Output Knowledge Created

This message produces several important pieces of output knowledge:

  1. Server operational status confirmed: The SGLang server with the corrected EAGLE-3 configuration successfully loads and responds to requests. The model produces coherent, lengthy responses (2584 characters for a 500-token generation).
  2. Response quality baseline: The generated text about compilers and interpreters appears to be a reasonable, thorough explanation. The first 100 characters ("The user wants a thorough explanation of the difference between a compiler and an interpreter. This...") suggest the model is producing well-structured content.
  3. Token usage statistics: The request consumed 21 prompt tokens and generated exactly 500 completion tokens (hitting the max_tokens limit), with no reasoning tokens. This confirms the server's token counting is functioning correctly.
  4. Logging infrastructure readiness: The assistant has confirmed that the server log file exists and is being written to, setting the stage for detailed performance analysis in subsequent messages.

The Thinking Process

The thinking process visible in this message is subtle but instructive. The assistant receives the output of a grep command that returns server args instead of accept rate statistics. Rather than blindly accepting this output or assuming the server isn't logging, the assistant recognizes the discrepancy: "That's the full server args, not the accept rate." This is a pattern-matching insight — the assistant knows what accept rate log lines look like (they contain numerical metrics like "accept_len: 2.5") and recognizes that the server args line, while containing the word "accept", is not the desired data.

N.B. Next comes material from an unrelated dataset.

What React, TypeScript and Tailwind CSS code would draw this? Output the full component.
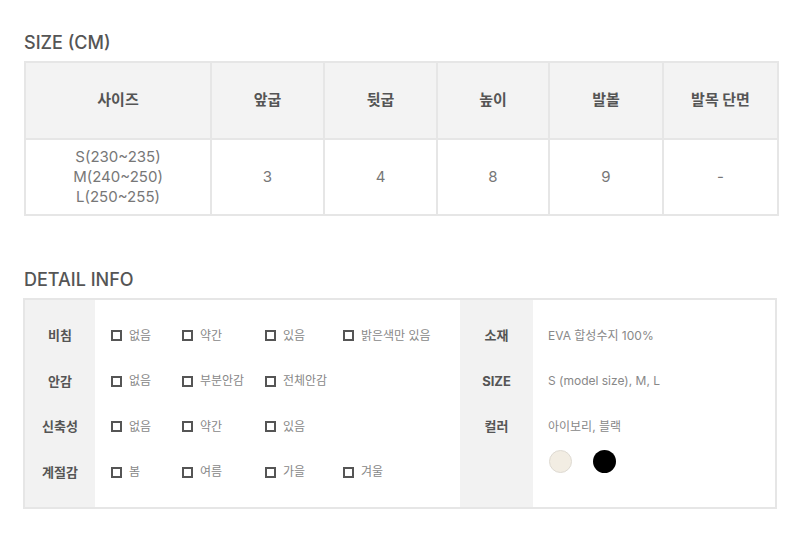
import React from 'react';

const font = { fontFamily: 'Inter, "Noto Sans CJK KR", sans-serif' };

const headers = ['사이즈', '앞굽', '뒷굽', '높이', '발볼', '발목 단면'];
const colWidths = ['w-[186px]', 'w-[113px]', 'w-[113px]', 'w-[112px]', 'w-[114px]', 'w-[115px]'];
const values = ['3', '4', '8', '9', '-'];

const details = [
  { label: '비침', options: ['없음', '약간', '있음', '밝은색만 있음'] },
  { label: '안감', options: ['없음', '부분안감', '전체안감'] },
  { label: '신축성', options: ['없음', '약간', '있음'] },
  { label: '계절감', options: ['봄', '여름', '가을', '겨울'] },
];

const optionCols = ['w-[71px]', 'w-[83px]', 'w-[78px]', 'w-auto'];

function Option({ text, width }: { text: string; width: string }) {
  return (
    <div className={`flex items-center gap-[7px] ${width}`}>
      <span className="w-[11px] h-[11px] border-2 border-[#555] shrink-0" />
      <span className="text-[12px] text-[#888]">{text}</span>
    </div>
  );
}

export default function App() {
  return (
    <div className="w-[800px] h-[558px] bg-white pl-[24px] pt-[31px]" style={font}>
      <h2 className="text-[18px] font-medium text-[#555] leading-[24px]">SIZE (CM)</h2>

      <table className="mt-[6px] w-[754px] table-fixed border-collapse border-2 border-[#e6e6e6]">
        <thead>
          <tr className="h-[77px] bg-[#f3f3f3]">
            {headers.map((h, i) => (
              <th
                key={h}
                className={`${colWidths[i]} border-2 border-[#e6e6e6] text-[15px] font-bold text-[#555]`}
              >
                {h}
              </th>
            ))}
          </tr>
        </thead>
        <tbody>
          <tr className="h-[76px]">
            <td className="border-2 border-[#e6e6e6] text-center text-[15px] leading-[20px] text-[#777]">
              S(230~235)
              <br />
              M(240~250)
              <br />
              L(250~255)
            </td>
            {values.map((v, i) => (
              <td key={i} className="border-2 border-[#e6e6e6] text-center text-[15px] text-[#777]">
                {v}
              </td>
            ))}
          </tr>
        </tbody>
      </table>

      <h2 className="mt-[52px] text-[18px] font-medium text-[#555] leading-[24px]">DETAIL INFO</h2>

      <div className="mt-[6px] w-[754px] h-[211px] flex border-2 border-[#e6e6e6] ml-[-1px]">
        <div className="w-[70px] bg-[#f2f2f2] pt-[13px]">
          {details.map((d) => (
            <div key={d.label} className="h-[45.5px] flex items-center justify-center text-[13px] font-bold text-[#555]">
              {d.label}
            </div>
          ))}
        </div>
        <div className="w-[365px] pt-[13px] pl-[16px]">
          {details.map((d) => (
            <div key={d.label} className="h-[45.5px] flex items-center">
              {d.options.map((o, i) => (
                <Option key={o} text={o} width={optionCols[i]} />
              ))}
            </div>
          ))}
        </div>
        <div className="w-[73px] bg-[#f2f2f2] pt-[13px]">
          {['소재', 'SIZE', '컬러'].map((l) => (
            <div key={l} className="h-[45.5px] flex items-center justify-center text-[13px] font-bold text-[#555]">
              {l}
            </div>
          ))}
        </div>
        <div className="flex-1 pt-[13px] pl-[15px]">
          <div className="h-[45.5px] flex items-center text-[12px] text-[#888]">EVA 합성수지 100%</div>
          <div className="h-[45.5px] flex items-center text-[12px] text-[#888]">S (model size), M, L</div>
          <div className="h-[45.5px] flex items-center text-[12px] text-[#888]">아이보리, 블랙</div>
          <div className="flex gap-[21px] pl-[1px]">
            <span className="w-[23px] h-[23px] rounded-full bg-[#f2ede3] border border-[#dedad2]" />
            <span className="w-[23px] h-[23px] rounded-full bg-black" />
          </div>
        </div>
      </div>
    </div>
  );
}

The assistant then makes a strategic decision: instead of continuing to grep for accept rate (which might produce empty results for a just-started server), it sends a longer request to generate more data. This shows an understanding of the server's logging behavior — that accept rate statistics are only printed after decode batches have processed enough tokens.

The choice of a 500-token request is deliberate. It's long enough to generate meaningful speculative decoding statistics (multiple decode steps) but short enough to complete quickly. The temperature=0 setting ensures deterministic output, which is important for reproducibility when comparing performance across configuration changes.

Broader Significance

This message, while brief and seemingly routine, represents a critical juncture in the debugging process. It's the moment when theory meets practice — when the corrected configuration, born from careful forensic analysis of tensor values, is tested against reality. The assistant has moved from "what went wrong" to "does the fix work," and this message is the first step in that validation.

The approach demonstrated here — systematic debugging, careful measurement, and empirical validation — is a model for tackling complex systems integration problems in machine learning engineering. The assistant didn't guess at the fix; it traced through the code, compared actual tensor values, identified the layer misalignment, and only then changed the configuration. And it didn't assume the fix worked; it immediately tested it with a realistic workload.

In the messages that follow, the assistant would go on to add profiling instrumentation, discover that the target model verification forward pass consumes 95%+ of the cycle time, tune NCCL settings to reduce verify time by ~27%, and sweep step counts to find the optimal configuration achieving 94 tok/s — 5.9% over the baseline. But it all starts here, with a simple verification: "Is the server running, and is it generating coherent text?"